Whereas there may well be some merit in the Fischer and Arthur model for the Cretaceous and Cenozoic, for which we have an ample record from deep-ocean cores, the evidence they cite for the Jurassic, such as oxygen isotope data from belemnites, is dubious, and I see no grounds for their invocation of an oligotaxic episode in Bathonian-Callovian times. I am rather inclined to believe that the whole of the Jurassic was a polytaxic episode, at least with regard to climate and oceanic circulation.

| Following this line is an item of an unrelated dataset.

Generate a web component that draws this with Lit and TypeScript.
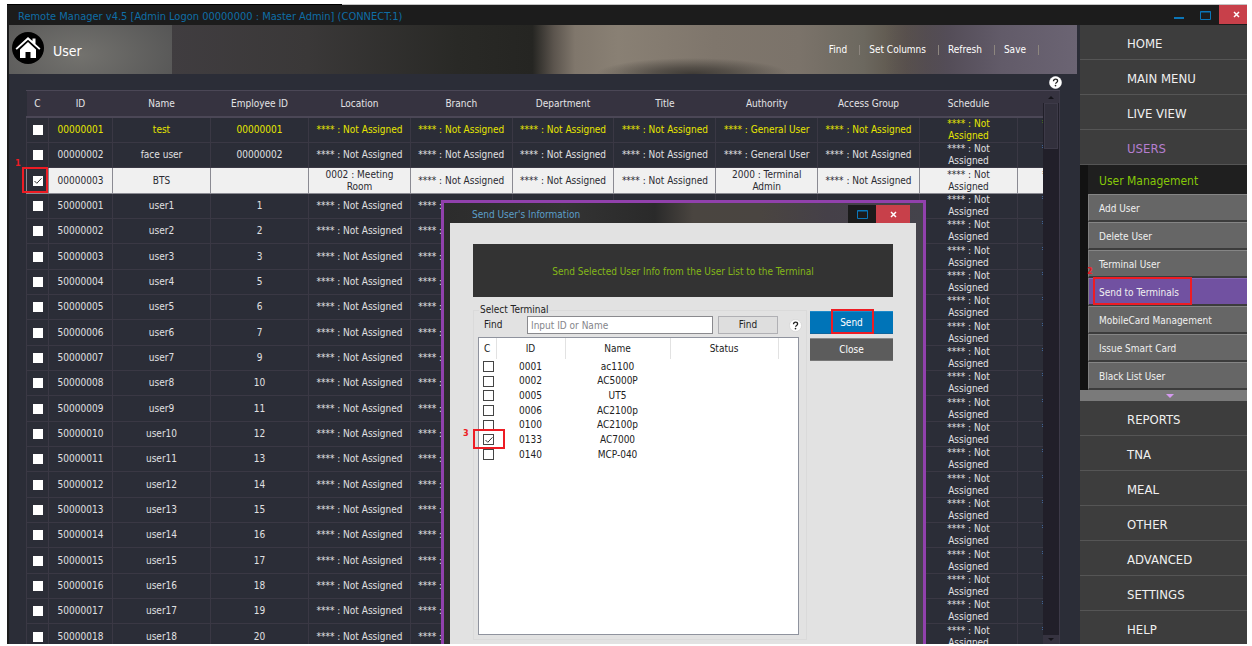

Perhaps the greatest advance in the future will come from paleoclimatic modeling of the type outlined by Gates (Chapter 2). The geographic location of the continents and oceans is accurately known, and reasonably accurate estimates can be made of the spread of epicontinental seas, which toward the end of the period was much greater than today. A fair approximation to mean annual temperature distributions in different zones of latitude can be achieved by utilizing data on fossil distributions, though it may prove more difficult to quantify temperature, seasonality, and rainfall. Reasonable estimates can also be made about the location of mountain belts.
One of the questions of most obvious interest is the extent to which the climatically equable world of the Jurassic, with its eastern humid and western arid belts, is a function primarily of the different geography of the time, compared with today. In addition, it would be instructive to enquire into the climatic effects of a more or less progressive rise of sea level through most of the period, with a concomitant flooding of continental low-lands and the creation of a continuous, low-latitude oceanic girdle in the latter part of the period following opening of the oldest, central sector of the Atlantic.